The findings of the study show, the model of the study, independent variable credit
risk, liquidity risk, operating cost, and capital adequacy ratio can explain 44.8% of
variation in ROA and 60.3% of the variations or changes in the dependent variable of
NPM. So it can be concluded capital adequacy ratio, liquidity risk, operating cost and
credit risk are the key determining factor of financial performance. Pearson
correlation shows the capital adequacy ratio, credit risk and liquidity risk have the
insignificant relationship with ROA and operating cost has significant correlation
with ROA. And the other hand liquidity risk and capital adequacy ratio have the
significant relationship with NPM. Credit risk has insignificant and operating cost
has insignificant relation with NPM .The regression result for model 1 shows the
independent variables capital adequacy ratio, credit risk and liquidity risk have the
negative insignificant impact with ROA and operating cost has positive significant
impact with ROA. The regression result for model 2 shows that, independent variable
credit risk has positive significant impact with NPM. Capital adequacy ratio,
operating cost, liquidity risk have negative and insignificant impact with NPM.
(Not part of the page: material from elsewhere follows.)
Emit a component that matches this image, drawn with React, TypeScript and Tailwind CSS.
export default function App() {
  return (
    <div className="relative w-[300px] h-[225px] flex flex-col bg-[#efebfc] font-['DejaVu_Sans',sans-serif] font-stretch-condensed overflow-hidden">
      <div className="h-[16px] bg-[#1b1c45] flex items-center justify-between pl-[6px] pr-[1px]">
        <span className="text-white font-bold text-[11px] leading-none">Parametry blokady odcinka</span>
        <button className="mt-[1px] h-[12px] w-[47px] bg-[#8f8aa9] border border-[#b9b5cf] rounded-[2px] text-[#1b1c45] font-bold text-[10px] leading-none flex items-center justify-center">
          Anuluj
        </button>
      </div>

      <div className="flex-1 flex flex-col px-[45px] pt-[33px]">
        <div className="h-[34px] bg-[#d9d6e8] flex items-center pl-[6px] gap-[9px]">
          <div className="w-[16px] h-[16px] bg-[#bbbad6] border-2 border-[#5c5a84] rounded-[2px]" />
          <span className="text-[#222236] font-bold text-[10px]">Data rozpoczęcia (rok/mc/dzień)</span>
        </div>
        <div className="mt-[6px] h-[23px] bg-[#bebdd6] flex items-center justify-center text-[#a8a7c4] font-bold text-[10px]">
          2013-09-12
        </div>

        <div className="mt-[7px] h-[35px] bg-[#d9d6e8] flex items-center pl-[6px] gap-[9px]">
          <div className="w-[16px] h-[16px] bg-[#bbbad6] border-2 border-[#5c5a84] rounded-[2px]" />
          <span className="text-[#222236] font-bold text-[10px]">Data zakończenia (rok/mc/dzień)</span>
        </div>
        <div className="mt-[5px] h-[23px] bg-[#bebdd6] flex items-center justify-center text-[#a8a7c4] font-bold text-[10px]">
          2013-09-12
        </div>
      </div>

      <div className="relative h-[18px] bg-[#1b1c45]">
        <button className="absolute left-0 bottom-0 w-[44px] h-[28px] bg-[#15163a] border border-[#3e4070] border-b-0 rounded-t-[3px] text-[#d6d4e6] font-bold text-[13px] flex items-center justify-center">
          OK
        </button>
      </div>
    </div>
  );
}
According to the regression equation established, talking all factors into account OC,
CR, LR and capital adequacy ratio measured by ROA is 5.118 and NPM is 82.488. In
comparison of financial performance of commercial banks, on the basis of ROA and
NPM: NABIL get the first rank it means it has efficient financial performance than the
other sample banks. And on the basis of CAR, LR and CR Citizen Bank has the
efficient financial performance among the other sample commercial banks.